Por isso não me espanta, seguindo a qualidade e os critérios da arbitragem a nível internacional, que João Pinheiro tenha, no estrangeiro, o sucesso e o aproveitamento que são questionados em Portugal. Projetado para o muito restrito grupo de Elite da UEFA no início do ano, o juiz de Braga esteve já num Mundial de sub 17 (na Indonésia) e vai marcar presença, em setembro e outubro, no Mundial de sub 20, no Chile.
Só Carlos Valente e Soares Dias o conseguiram até aqui. Valente esteve, depois, num Mundial AA, mas faltou a Artur esse momento, embora tenha terminado a carreira internacional com uma excecional prestação na fase final do Euro 2024, na Alemanha. Pedro Proença, por exemplo, teve como momentos mais altos as finais da UEFA Champions League e do Euro na mesma temporada (2012), embora o jogo derradeiro do Europeu, na Ucrânia, tivesse sido atingido porque a Itália lá marcou presença. De outro modo, teria sido Nicola Rizzoli a apitar o jogo do Estádio Olímpico de Kiev.
Por isso, ainda merece mais destaque a ascensão comedida de João Pinheiro, como pináculo da atual arbitragem portuguesa de primeiro plano.
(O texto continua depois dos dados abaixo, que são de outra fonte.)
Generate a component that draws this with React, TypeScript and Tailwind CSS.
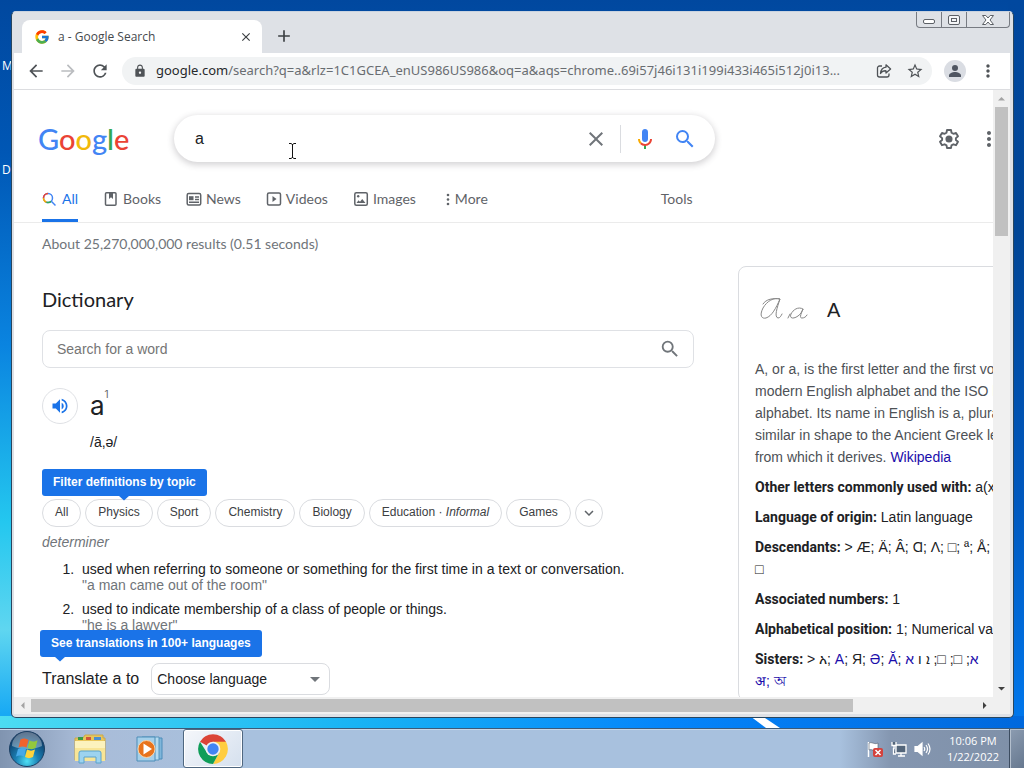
import type { ReactNode } from "react";
import { FcGoogle } from "react-icons/fc";
import {
  MdAdd,
  MdArrowBack,
  MdArrowForward,
  MdClose,
  MdExpandMore,
  MdLock,
  MdMoreVert,
  MdRefresh,
  MdSearch,
  MdStarBorder,
  MdVolumeUp,
} from "react-icons/md";

const segoe = "font-['Open_Sans','Noto_Sans',sans-serif]";
const product = "font-['Lato','Inter',sans-serif]";
const arial = "font-['Liberation_Sans',Arial,sans-serif]";

function TabStrip() {
  return (
    <div className={`${segoe} flex items-start bg-[#dee1e6] pl-2`}>
      <div className="mt-2 flex h-[33px] w-60 items-center rounded-t-lg bg-white pr-2 pl-3">
        <FcGoogle className="size-4" />
        <span className="ml-2 flex-1 text-xs text-[#45494d]">a - Google Search</span>
        <button aria-label="Close tab" className="flex size-4 items-center justify-center text-[#3c4043]">
          <MdClose className="size-3.5" />
        </button>
      </div>
      <button aria-label="New tab" className="mt-3.5 ml-3 text-[#3c4043]">
        <MdAdd className="size-5" />
      </button>
      <div className="ml-auto flex h-4 rounded-b-[4px] border border-t-0 border-[#777b82] text-[#5c6066]">
        <button aria-label="Minimize" className="flex w-[25px] items-center justify-center border-r border-[#777b82]">
          <svg width="14" height="12" viewBox="0 0 14 12" fill="none" stroke="currentColor">
            <rect x="1.5" y="5.5" width="11" height="4" rx="1.5" fill="#fff" />
          </svg>
        </button>
        <button aria-label="Restore" className="flex w-[25px] items-center justify-center border-r border-[#777b82]">
          <svg width="14" height="12" viewBox="0 0 14 12" fill="none" stroke="currentColor">
            <rect x="1.5" y="1.5" width="11" height="9" rx="1.5" fill="#f4f5f7" />
            <rect x="4.5" y="4.5" width="5" height="3" />
          </svg>
        </button>
        <button aria-label="Close" className="flex w-[42px] items-center justify-center">
          <svg width="14" height="12" viewBox="0 0 14 12" fill="#fff" stroke="currentColor">
            <path d="M1.5 1.5h3.3L7 4l2.2-2.5h3.3L9 6l3.5 4.5H9.2L7 8l-2.2 2.5H1.500L5 6z" />
          </svg>
        </button>
      </div>
    </div>
  );
}

function Toolbar() {
  return (
    <div className={`${segoe} flex h-[37px] shrink-0 items-center border-b border-[#dcdde0] bg-white pr-3 pl-3 text-[#4f5357]`}>
      <button aria-label="Back"><MdArrowBack className="size-5" /></button>
      <button aria-label="Forward" className="ml-3 text-[#bbbdc0]"><MdArrowForward className="size-5" /></button>
      <button aria-label="Reload" className="ml-3"><MdRefresh className="size-5" /></button>
      <div className="ml-3 flex h-7 min-w-0 flex-1 items-center rounded-full bg-[#f1f3f4] pr-2 pl-[11px]">
        <MdLock className="size-3.5 shrink-0" />
        <div className="ml-[9px] min-w-0 flex-1 overflow-hidden font-['Noto_Sans',sans-serif] text-[13px] whitespace-nowrap text-[#696d71]">
          <span className="text-[#27292c]">google.com</span>
          /search?q=a&amp;rlz=1C1GCEA_enUS986US986&amp;oq=a&amp;aqs=chrome..69i57j46i131i199i433i465i512j0i13...
        </div>
        <button aria-label="Share" className="mr-3.5">
          <svg width="16" height="16" viewBox="0 0 16 16" fill="none" stroke="currentColor" strokeWidth="1.3" strokeLinejoin="round">
            <path d="M6 3H3.500A2 2 0 0 0 1.500 5v7a2 2 0 0 0 2 2h7.500a2 2 0 0 0 2-2v-1.500" />
            <path d="M10 1.800 14.600 6 10 10V7.800C7.500 7.600 5.800 8.500 4.500 10.500 4.800 7 6.800 4.600 10 4.200z" />
          </svg>
        </button>
        <button aria-label="Bookmark this page"><MdStarBorder className="size-[18px]" /></button>
      </div>
      <button aria-label="Profile" className="ml-3 flex size-[22px] items-center justify-center rounded-full bg-[#dadde3]">
        <svg width="14" height="14" viewBox="0 0 14 14" fill="#4f5561">
          <circle cx="7" cy="4" r="3" />
          <path d="M1 13v-1.500C1 9.200 4.500 8 7 8s6 1.200 6 3.500V13z" />
        </svg>
      </button>
      <button aria-label="Browser menu" className="ml-3"><MdMoreVert className="size-5" /></button>
    </div>
  );
}

function SearchHeader() {
  return (
    <div className="flex items-center pt-[25px] pl-6">
      <a href="#home" aria-label="Google" className={`${product} w-[136px] text-[29px] leading-[46px] font-medium`}>
        <span className="text-[#4285f4]">G</span>
        <span className="text-[#ea4335]">o</span>
        <span className="text-[#f2b90a]">o</span>
        <span className="text-[#4285f4]">g</span>
        <span className="text-[#34a853]">l</span>
        <span className="text-[#ea4335]">e</span>
      </a>
      <form className="flex h-[47px] w-[541px] items-center rounded-full bg-white pr-[18px] pl-[21px] shadow-[0_2px_6px_1px_rgba(64,60,67,0.22)]">
        <input aria-label="Search" defaultValue="a" className={`${arial} min-w-0 flex-1 text-base text-[#202124] outline-none`} />
        <button type="button" aria-label="Clear" className="text-[#70757a]"><MdClose className="size-6" /></button>
        <span className="mx-3 h-7 w-px bg-[#dadce0]" />
        <button type="button" aria-label="Search by voice">
          <svg width="24" height="24" viewBox="0 0 24 24">
            <path fill="#4285f4" d="M12 15c1.700 0 3-1.300 3-3V5c0-1.700-1.300-3-3-3S9 3.300 9 5v7c0 1.700 1.300 3 3 3z" />
            <path fill="#34a853" d="M11 18.100h2V22h-2z" />
            <path fill="#f9ab00" d="M7 12H5c0 1.900.8 3.700 2.100 5l1.400-1.400C7.600 14.700 7 13.400 7 12z" />
            <path fill="#ea4335" d="M12 17c-1.400 0-2.600-.5-3.500-1.400L7.100 17c1.200 1.200 3 2 4.900 2 3.900 0 7-3.100 7-7h-2c0 2.800-2.200 5-5 5z" />
          </svg>
        </button>
        <button type="submit" aria-label="Google Search" className="ml-4 text-[#4285f4]"><MdSearch className="size-6" /></button>
      </form>
      <button aria-label="Settings" className="ml-auto text-[#5f6368]">
        <svg width="24" height="24" viewBox="0 0 24 24" fill="none" stroke="currentColor" strokeWidth="1.9" strokeLinejoin="round">
          <path d="M10 3h4l.5 2.700 1.900 1.100L19 5.900l2 3.400-2.100 1.800v2l2.100 1.700-2 3.400-2.600-.9-1.900 1.100L14 21h-4l-.5-2.600-1.900-1.100-2.600.9-2-3.400 2.100-1.700v-2L3 9.300l2-3.400 2.600.9 1.900-1.100z" />
          <circle cx="12" cy="12" r="2.6" fill="currentColor" />
        </svg>
      </button>
      <button aria-label="Google apps" className="-mr-2 ml-4 text-[#5f6368]"><MdMoreVert className="size-6" /></button>
    </div>
  );
}

function NavIcon({ children }: { children: ReactNode }) {
  return (
    <svg width="16" height="16" viewBox="0 0 16 16" fill="none" stroke="currentColor" strokeWidth="1.5">
      {children}
    </svg>
  );
}

function NavTabs() {
  return (
    <nav className={`${product} mt-4 flex h-[45px] items-stretch gap-[25px] border-b border-[#ebebeb] pl-7 text-[14px] text-[#5f6368]`}>
      <a href="#all" className="flex items-center gap-[5px] border-b-[3px] border-[#1a73e8] text-[#1a73e8]">
        <svg width="15" height="16" viewBox="0 0 15 16" fill="none" strokeWidth="1.5">
          <circle cx="6" cy="7" r="4.5" stroke="#4285f4" />
          <path d="M1.500 7A4.500 4.500 0 0 1 6 2.500" stroke="#ea4335" />
          <path d="M1.500 7a4.500 4.500 0 0 0 3 4.200" stroke="#f9ab00" />
          <path d="M4.500 11.200a4.500 4.500 0 0 0 4.700-1" stroke="#34a853" />
          <path d="m9.300 10.300 4.200 4.200" stroke="#4285f4" />
        </svg>
        All
      </a>
      <a href="#books" className="flex items-center gap-1 pb-[3px]">
        <NavIcon><rect x="2.5" y="1.8" width="10.5" height="12.5" rx="1" /><path d="M6 2v6l2-1.700L10 8V2z" fill="currentColor" stroke="none" /></NavIcon>
        Books
      </a>
      <a href="#news" className="flex items-center gap-1 pb-[3px]">
        <NavIcon><rect x="1.2" y="2.5" width="13.5" height="11.5" rx="1.5" /><path d="M9 6h4M9 8.500h4M3 11.200h10" /><rect x="3" y="5.2" width="4.5" height="4" fill="currentColor" stroke="none" /></NavIcon>
        News
      </a>
      <a href="#videos" className="flex items-center gap-1 pb-[3px]">
        <NavIcon><rect x="1.5" y="2" width="13" height="12" rx="1.5" /><path d="M6.500 5v6l4-3z" fill="currentColor" stroke="none" /></NavIcon>
        Videos
      </a>
      <a href="#images" className="flex items-center gap-1 pb-[3px]">
        <NavIcon><rect x="1.8" y="1.8" width="12.5" height="12.5" rx="1.5" /><path d="M3.500 12l2-2.800 1.500 1.600 2.200-2.800 3.300 4z" fill="currentColor" stroke="none" /><circle cx="5.2" cy="5.2" r="1.2" fill="currentColor" stroke="none" /></NavIcon>
        Images
      </a>
      <button className="ml-1 flex items-center gap-1 pb-[3px]">
        <svg width="6" height="16" viewBox="0 0 6 16" fill="currentColor">
          <circle cx="3" cy="4" r="1.3" /><circle cx="3" cy="8.5" r="1.3" /><circle cx="3" cy="13" r="1.3" />
        </svg>
        More
      </button>
      <button className="ml-[148px] pb-[3px]">Tools</button>
    </nav>
  );
}

function Callout({ children, caret }: { children: ReactNode; caret: string }) {
  return (
    <div className="relative h-[27px] rounded-[3px] bg-[#1a73e8] px-[11px] text-[12px] leading-[27px] font-bold whitespace-nowrap text-white">
      {children}
      <svg width="12" height="6" viewBox="0 0 12 6" className={`absolute top-full -mt-px ${caret}`}>
        <path d="M0 0h12L6 5.500z" fill="#1a73e8" />
      </svg>
    </div>
  );
}

function Chip({ children }: { children: ReactNode }) {
  return (
    <button className="h-7 rounded-full border border-[#dadce0] bg-white px-3 text-[12px] whitespace-nowrap text-[#3c4043]">
      {children}
    </button>
  );
}

function Dictionary() {
  return (
    <main className={`${arial} w-[652px] shrink-0 text-sm`}>
      <p className={`${product} pt-3 leading-[18px] text-[#70757a]`}>About 25,270,000,000 results (0.51 seconds)</p>
      <h1 className={`${product} mt-[35px] text-xl leading-[22px] text-[#202124]`}>Dictionary</h1>
      <label className="mt-5 flex h-[38px] items-center rounded-lg border border-[#dfe1e5] pr-3 pl-3.5 text-[#70757a]">
        <input aria-label="Search for a word" placeholder="Search for a word" className="min-w-0 flex-1 outline-none placeholder:text-[#757575]" />
        <MdSearch className="size-[22px]" />
      </label>
      <div className="mt-5 flex items-center">
        <button aria-label="Listen" className="flex size-9 items-center justify-center rounded-full border border-[#dfe1e5] text-[#1a73e8]">
          <MdVolumeUp className="size-5" />
        </button>
        <h2 className="ml-3 flex items-start font-['Inter',sans-serif] text-[26px] leading-9 text-[#202124]">
          a<sup className="top-0 text-[10px] leading-3 text-[#5f6368]">1</sup>
        </h2>
      </div>
      <p className="mt-2 pl-12 leading-5 text-[#202124]">/ā,ə/</p>
      <div className="mt-[17px] flex">
        <Callout caret="left-[76px]">Filter definitions by topic</Callout>
      </div>
      <div className="mt-[3px] flex gap-1">
        <Chip>All</Chip>
        <Chip>Physics</Chip>
        <Chip>Sport</Chip>
        <Chip>Chemistry</Chip>
        <Chip>Biology</Chip>
        <Chip>Education · <i>Informal</i></Chip>
        <Chip>Games</Chip>
        <button aria-label="More topics" className="flex size-7 items-center justify-center rounded-full border border-[#dadce0] text-[#5f6368]">
          <MdExpandMore className="size-[18px]" />
        </button>
      </div>
      <p className="mt-[7px] leading-4 text-[#70757a] italic">determiner</p>
      <ol className="mt-[11px] flex list-decimal flex-col gap-2 pl-9 leading-4 text-[#202124]">
        <li className="pl-1">
          used when referring to someone or something for the first time in a text or conversation.
          <p className="text-[#70757a]">"a man came out of the room"</p>
        </li>
        <li className="pl-1">
          used to indicate membership of a class of people or things.
          <p className="text-[#70757a]">"he is a lawyer"</p>
        </li>
      </ol>
      <div className="relative -mt-[3px] -ml-0.5 flex">
        <Callout caret="left-[14px]">See translations in 100+ languages</Callout>
      </div>
      <div className="mt-1.5 flex items-center text-[#202124]">
        <label htmlFor="language" className="text-base">Translate a to</label>
        <span className="relative ml-3 flex items-center">
          <select id="language" className="h-8 w-[179px] appearance-none rounded-lg border border-[#dadce0] bg-white pl-[5px] text-sm">
            <option>Choose language</option>
          </select>
          <svg width="10" height="5" viewBox="0 0 10 5" className="pointer-events-none absolute right-2.5">
            <path d="M0 0h10L5 5z" fill="#70757a" />
          </svg>
        </span>
      </div>
    </main>
  );
}

function Fact({ name, children }: { name: string; children: ReactNode }) {
  return (
    <p className="mb-2 leading-[22px] text-[#202124]">
      <b className="font-['Roboto',sans-serif] font-bold">{name}:</b> {children}
    </p>
  );
}

function KnowledgePanel() {
  return (
    <aside className={`${arial} mt-[43px] ml-11 w-[370px] shrink-0 rounded-lg border border-[#dadce0] px-4 text-sm whitespace-nowrap`}>
      <div className="flex h-[91px] items-center pb-1.5 pl-1">
        <svg width="50" height="28" viewBox="0 0 50 28" fill="none" stroke="#888" strokeWidth="1" strokeLinecap="round">
          <path d="M4 8C7 3 14 2 21 3 15 1 8 5 4 12c-4 8-1 11 3 10 6-2 10-10 14-19-3 9-6 18-2 19 2 0 3-2 4-4" />
          <path d="M44 13c-5-3-10 1-12 5-2 5 3 5 7 2 3-2 4-5 5-7-2 5-4 9-1 9 2 0 4-1 5-3M31 18l-2 4" />
        </svg>
        <h2 className="ml-[18px] text-xl text-[#202124]">A</h2>
      </div>
      <p className="mb-2 leading-[22px] text-[#4d5156]">
        A, or a, is the first letter and the first vowel of the<br />
        modern English alphabet and the ISO basic Latin<br />
        alphabet. Its name in English is a, plural aes. It is<br />
        similar in shape to the Ancient Greek letter alpha,<br />
        from which it derives. <a href="#wikipedia" className="text-[#1a0dab]">Wikipedia</a>
      </p>
      <Fact name="Other letters commonly used with">a(x), ae, eau</Fact>
      <Fact name="Language of origin">Latin language</Fact>
      <Fact name="Descendants">&gt; Æ; Ä; Â; Ɑ; Λ; □; ª; Å;<br />□</Fact>
      <Fact name="Associated numbers">1</Fact>
      <Fact name="Alphabetical position">1; Numerical value: 1</Fact>
      <Fact name="Sisters">
        &gt; አ; <span className="text-[#1a0dab]">А</span>; Я; <span className="text-[#1a0dab]">Ә</span>; <span className="text-[#1a0dab]">Ӑ</span>;{" "}
        <bdo dir="ltr"><span className="text-[#1a0dab]">א</span> ו ܐ ;□ ;□ ;<span className="text-[#1a0dab]">א</span></bdo>
        <br /><span className="text-[#1a0dab]">अ; অ</span>
      </Fact>
    </aside>
  );
}

function Arrow({ d, label, tone = "fill-[#404040]" }: { d: string; label: string; tone?: string }) {
  return (
    <button aria-label={label} className="flex size-[17px] shrink-0 items-center justify-center">
      <svg width="9" height="9" viewBox="0 0 9 9" className={tone}><path d={d} /></svg>
    </button>
  );
}

function Browser() {
  return (
    <section className="flex min-h-0 flex-1 flex-col overflow-hidden rounded-[5px] border border-[#28465f] border-t-[#c9d3e0] bg-[#dee1e6] pr-[3px] pb-[3px] pl-0.5">
      <TabStrip />
      <Toolbar />
      <div className="flex min-h-0 flex-1">
        <div className="relative min-w-0 flex-1 overflow-hidden bg-white">
          <SearchHeader />
          <NavTabs />
          <div className="flex pl-7">
            <Dictionary />
            <KnowledgePanel />
          </div>
          <svg width="9" height="16" viewBox="0 0 9 16" fill="none" stroke="#111" className="absolute top-[53px] left-[274px]">
            <path d="M1 .5h2l1.500 1L6 .5h2M1 15.500h2l1.500-1 1.500 1h2M4.500 1v14" />
          </svg>
        </div>
        <div className="flex flex-col items-center bg-[#f0f0f0]">
          <Arrow label="Scroll up" tone="fill-[#a3a3a3]" d="M1 6.500h7L4.500 3z" />
          <div className="h-[129px] w-[13px] bg-[#c1c1c1]" />
          <div className="flex-1" />
          <Arrow label="Scroll down" d="M1 3h7L4.500 6.500z" />
        </div>
      </div>
      <div className="flex items-center bg-[#f0f0f0] pr-[17px]">
        <Arrow label="Scroll left" tone="fill-[#a3a3a3]" d="M6.500 1v7L3 4.500z" />
        <div className="h-[13px] w-[84%] bg-[#c1c1c1]" />
        <div className="flex-1" />
        <Arrow label="Scroll right" d="M3 1v7l3.500-3.500z" />
      </div>
    </section>
  );
}

function StartOrb() {
  return (
    <svg width="38" height="38" viewBox="0 0 38 38">
      <defs>
        <radialGradient id="orb" cx="50%" cy="85%" r="80%">
          <stop offset="0" stopColor="#4fe0f5" /><stop offset=".4" stopColor="#1b80b4" /><stop offset="1" stopColor="#0b2f58" />
        </radialGradient>
      </defs>
      <circle cx="19" cy="19" r="17.5" fill="url(#orb)" stroke="#1b3f63" />
      <path d="M4 16a15 14 0 0 1 30 0c-8 4-22 4-30 0z" fill="#fff" opacity=".35" />
      <path d="M12.500 9.500c3-1.500 5-1.200 8 .5l-2 7.500c-3-1.500-5-1.500-8 0z" fill="#f0622d" />
      <path d="M21.500 10.500c3 1.500 5 1.500 8-.2l-2 7.700c-3 1.500-5 1.500-8 0z" fill="#94c83d" />
      <path d="M10 19c3-1.500 5-1.500 8 0l-2 7.500c-3-1.500-5-1.500-8 0z" fill="#47a9e8" />
      <path d="M19 19.500c3 1.500 5 1.500 8 0l-2 7.500c-3 1.500-5 1.500-8 0z" fill="#ffd33c" />
    </svg>
  );
}

function Taskbar() {
  return (
    <footer className={`${segoe} flex h-10 shrink-0 items-stretch border-t border-[#3c5a78] bg-[linear-gradient(90deg,#8094b0_0%,#a9bcd8_8%,#a8c1de_24%,#a8c1de_82%,#8496b0_87%,#7f90a8_100%)] shadow-[inset_0_1px_0_#c7d8ea]`}>
      <button aria-label="Start" className="ml-2 flex items-center"><StartOrb /></button>
      <button aria-label="File Explorer" className="ml-6 flex w-10 items-center justify-center">
        <svg width="34" height="30" viewBox="0 0 34 30">
          <path d="M2 4h8l2-3h18v3h2v22H2z" fill="#e9c65c" stroke="#c9a84c" />
          <path d="M5 3h5v3H5z" fill="#3a9b46" /><path d="M13 3h5v3h-5z" fill="#d0553c" /><path d="M21 3h7v3h-7z" fill="#4c8fd0" />
          <path d="M2 7h30v20H2z" fill="#f8e596" /><path d="M2 7h30v7H2z" fill="#fcf2bd" />
          <path d="M6 29V19q0-2 2-2h18q2 0 2 2v10h-5v-6H11v6z" fill="#9dd3ef" stroke="#5ba3cc" />
        </svg>
      </button>
      <button aria-label="Media Player" className="ml-5 flex w-10 items-center justify-center">
        <svg width="28" height="26" viewBox="0 0 28 26">
          <path d="M9 2h17v21H9z" fill="#7fb6da" stroke="#4d8dba" /><path d="M6 1h17v23H6z" fill="#b5dbef" stroke="#5796bd" />
          <path d="M1 1h18v24H1z" fill="#a5d0ea" stroke="#4c8db8" />
          <circle cx="10.5" cy="13" r="8.5" fill="#e8731c" stroke="#f7d2a8" /><path d="M7.500 7.500v11l8.500-5.500z" fill="#fff" />
        </svg>
      </button>
      <button aria-label="Chrome" className="ml-[13px] flex w-[60px] items-center justify-center rounded-[3px] border border-[#4f6780] bg-[linear-gradient(135deg,#f5f7fb,#d5e0ee)] shadow-[inset_0_0_0_1px_#fff]">
        <svg width="32" height="32" viewBox="0 0 48 48">
          <path d="M24 24 4.500 13A22.500 22.500 0 0 1 43.500 13z" fill="#db4437" />
          <path d="M24 13h19.500A22.500 22.500 0 0 1 24 46.500L33.500 29z" fill="#ffcd40" />
          <path d="M4.500 13A22.500 22.500 0 0 0 24 46.500L33.500 29 24 34l-9.500-5z" fill="#0f9d58" />
          <circle cx="24" cy="24" r="11" fill="#f1f1f1" /><circle cx="24" cy="24" r="8.5" fill="#4285f4" />
        </svg>
      </button>
      <div className="ml-auto flex items-center gap-[7px] text-white">
        <svg width="18" height="18" viewBox="0 0 18 18">
          <path d="M2.500 2v15" stroke="#fff" strokeWidth="1.5" /><path d="M3 3c3-1.500 5 2 9 0v7c-4 2-6-1.500-9 0z" fill="#fff" stroke="#4b5868" strokeWidth=".6" />
          <rect x="7" y="8" width="10" height="9" rx="2" fill="#d4423d" /><path d="m9.500 10 5 5m0-5-5 5" stroke="#fff" strokeWidth="1.5" />
        </svg>
        <svg width="16" height="16" viewBox="0 0 16 16" fill="#53657a" stroke="#fff" strokeWidth="1.3">
          <path d="M5 4h10v8H5zM7 15h7M10 12v3M2.500 7v6H5" /><path d="M1 1v3.500h4V1M3 4.500V8" />
        </svg>
        <svg width="17" height="16" viewBox="0 0 17 16" fill="none" stroke="#fff" strokeWidth="1.2">
          <path d="M1 5.500h3L8 2v12l-4-3.500H1z" fill="#fff" /><path d="M10 6q1.500 2 0 4M12 4q3 4 0 8M14 2.500q4 5.500 0 11" />
        </svg>
      </div>
      <time className="ml-3.5 w-14 self-center text-center text-[11px] leading-4 whitespace-nowrap text-white">10:06 PM<br />1/22/2022</time>
      <button aria-label="Show desktop" className="ml-2 w-[15px] border-l border-[#3c4c60] bg-[linear-gradient(135deg,#8c9cb1,#66788f)] shadow-[inset_1px_1px_0_#b3bfcd]" />
    </footer>
  );
}

export default function App() {
  return (
    <div className="relative flex h-screen flex-col overflow-hidden bg-[linear-gradient(180deg,#01489f_0%,#0057b5_20%,#0a84e0_45%,#24c7ef_68%,#5fd6f0_82%,#18a9f4_93%)]">
      <div className="absolute inset-y-0 right-0 w-4 bg-[linear-gradient(180deg,#01489f_0%,#004596_30%,#0058be_65%,#0078ee_95%)]" />
      <svg width="100%" height="12" viewBox="0 0 1024 12" preserveAspectRatio="none" className="absolute bottom-10 left-0">
        <defs><linearGradient id="glow"><stop offset="0" stopColor="#4cdcf2" /><stop offset=".35" stopColor="#18b3f4" /><stop offset=".65" stopColor="#0585fa" /><stop offset="1" stopColor="#0068dd" /></linearGradient></defs>
        <path d="M0 0h1024v12H0z" fill="url(#glow)" /><path d="M750 0h12l18 12h-14z" fill="#fff" />
      </svg>
      <div className={`${segoe} absolute top-[58px] left-0.5 text-xs leading-4 text-white`}>M</div>
      <div className={`${segoe} absolute top-[162px] left-0.5 text-xs leading-4 text-white`}>D</div>
      <div className="relative flex min-h-0 flex-1 pt-[11px] pr-2.5 pb-2.5 pl-[11px]">
        <div className="flex min-w-0 flex-1 flex-col"><Browser /></div>
      </div>
      <div className="relative"><Taskbar /></div>
    </div>
  );
}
Com Catarina Campos, emergem dois valores que serão exemplos e benchmark, com Catarina decerto a estar presente no Mundial feminino do Brasil (em 2027), e Pinheiro em 2026 ou (é mais adquirido), em 2030. São estes nomes e os seus percursos que legitimam a esperança num setor da arbitragem cada vez mais sólido, preparado, imune e desafiado a quebrar barreiras.
Os caminhos do apito são, afinal, tão simples e reduzidos a quatro verbos: despistar, formar, comunicar e projetar.